The biggest issue with Black Widow, as with many other MCU films, are the villains. Ray Winston trampolines between ’60s Mission: Impossible baddie and The Sweeney, often in the same sentence. His character is ultimately superfluous. The greatest comic book casualty in the film however, is Taskmaster. As a casual fan of comics in general, I am aware of the character’s fundamentals, and that’s about it. Several people who know the finer details of the supervillain have complained at length over this big-screen incarnation. Even speaking as a more objective viewer, it is very disappointing. With only the basic knowledge I had, the cinematic potential was clear, both in terms of spectacle and meaty character conflict. The twist with Taskmaster might make sense on paper, but it feels utterly weightless because no time has been spent justifying its significance. It also relegates the character to a mindless tool rather than a mastermind assassin.
Is Black Widow terrible? No, but it is extremely conventional and occasionally boring. Marvel is pumping out real quality on Disney Plus, so their big-screen products really need to offer more than this. It’s passable, but only by the skin of its teeth.
With the passing of director Richard Donner, the Odeon in Sheffield screened his most celebrated film, the original superhero blockbuster Superman. Now I must confess, I have never been enamoured with it although I do recognise its significance. I feel much the same way about Citizen Kane; the influence and importance are undeniable, yet it isn’t a perfect film by any means. I wanted to see it on the big screen to gain new perspective on the film as I often find myself the only person not in love with Superman. Controversially, I find Man of Steel a more intriguing exploration of the character. The 1978 film was made at a time when Superman was a very limited character. It wasn’t until 1986 when DC comics revamped his origins and made him less godlike and more vulnerable. The better stories such as The Death of Superman followed soon after.
So, how was it watching the film on the big screen? A real delight. Has my opinion on the film changed? Not massively, I still find everything up until Glenn Ford’s death and subsequent funeral the best parts of the film. The wonderfully designed sequences on Krypton; the panoramic cinematography of Smallville and the Kansas countryside, the emotional John Williams score, all make the film’s first hour or so a beautiful experience. Glenn Ford’s death always makes me weep! Christopher Reeve is the quintessential Superman, both as Clark Kent and Kal-El, and his romantic interactions with Margot Kidder’s Lois Lane are heart-warming, particularly during the terrace interview and the night-time flight.

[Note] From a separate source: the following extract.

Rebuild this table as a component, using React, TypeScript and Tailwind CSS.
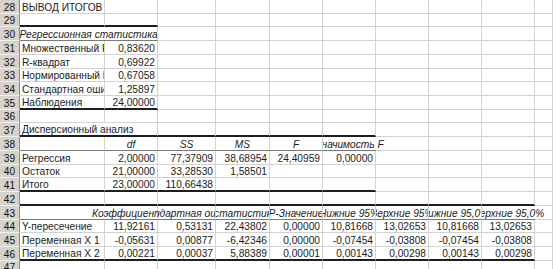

The film does then begin to derail in the second half, especially with the introduction of Gene Hackman’s Lex Luthor and his two dimwits who have no reason to be there. The humour with Luthor seems out of place with the rest of the film and has aged very poorly. It attempts with the best of intentions to capture every aspect of the comic books. Unfortunately this does create tonal inconsistencies. If one compares the opening trial where Brando’s Jor-El sentences Zod and his fellow conspirators to the Phantom Zone with that of the missile reprogramming sequences, it’s like looking at two completely different films. The ending I still find staggeringly frustrating and is one of the biggest cop outs in the movies. It also doesn’t make any sense whatsoever.
Superman does keep you smiling all the way through, and there is still enough brilliant stuff despite the Luthor nonsense and the daft ending. It must be commended as well for laying many of the guidelines which superhero films up to this day are still following. A good-natured classic which still stands as a triumph, albeit an occasionally dated one.